Selbst wenn Ott OB wird, stellt sich für die SPD die Frage, mit wem sie überhaupt koalieren soll. Die Spannungen gegenüber den Grünen haben sich im Wahlkampf noch verstärkt. Und eine CDU im Petelkau-Modus mag man sich wohl auch nicht ins Haus holen. Gewinnt aber Reker, beginnt das Gerangel ihrer Unterstützer. Jeder wird den Erfolg für sich reklamieren und — so sehr Reker das auch bestreitet — eine Gegenleistung erwarten. Alles andere widerspräche den Gepflogenheiten politischer Bündnisse, wo Kooperation stets Geben und Nehmen bedeutet.
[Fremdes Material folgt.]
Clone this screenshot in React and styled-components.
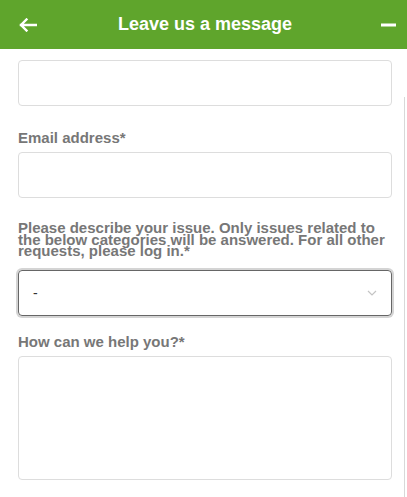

Die Grünen müssen sich außerdem überlegen, ob sie sich unter einer Oberbürgermeisterin Reker auf ein umstrittenes Bündnis mit Petelkaus CDU und der FDP einlassen wollten, sie haben ja parteiintern schon genug zu diskutieren.

 

Zur Not werden die Parteien im Rat der Stadt wechselnde Mehrheiten bilden müssen. Dagegen ist demokratietheoretisch rein gar nichts einzuwenden. Doch die Fraktionen, zumal die großen, sind darin nicht geübt. Traditionell versteht man in Köln Ratspolitik als ein Gegeneinander zweier Blöcke, die sich als Regierung und Opposition verstehen.

 

Wen man auch fragt, die Ratsmitglieder sind ratlos, in welcher Konstellation es weitergehen könnte. Fest steht nur: Egal, wie diese Wahl ausgeht, Politik wird in Köln noch schwieriger werden, als sie es schon seit der Kommunalwahl im Mai vergangenen Jahres war.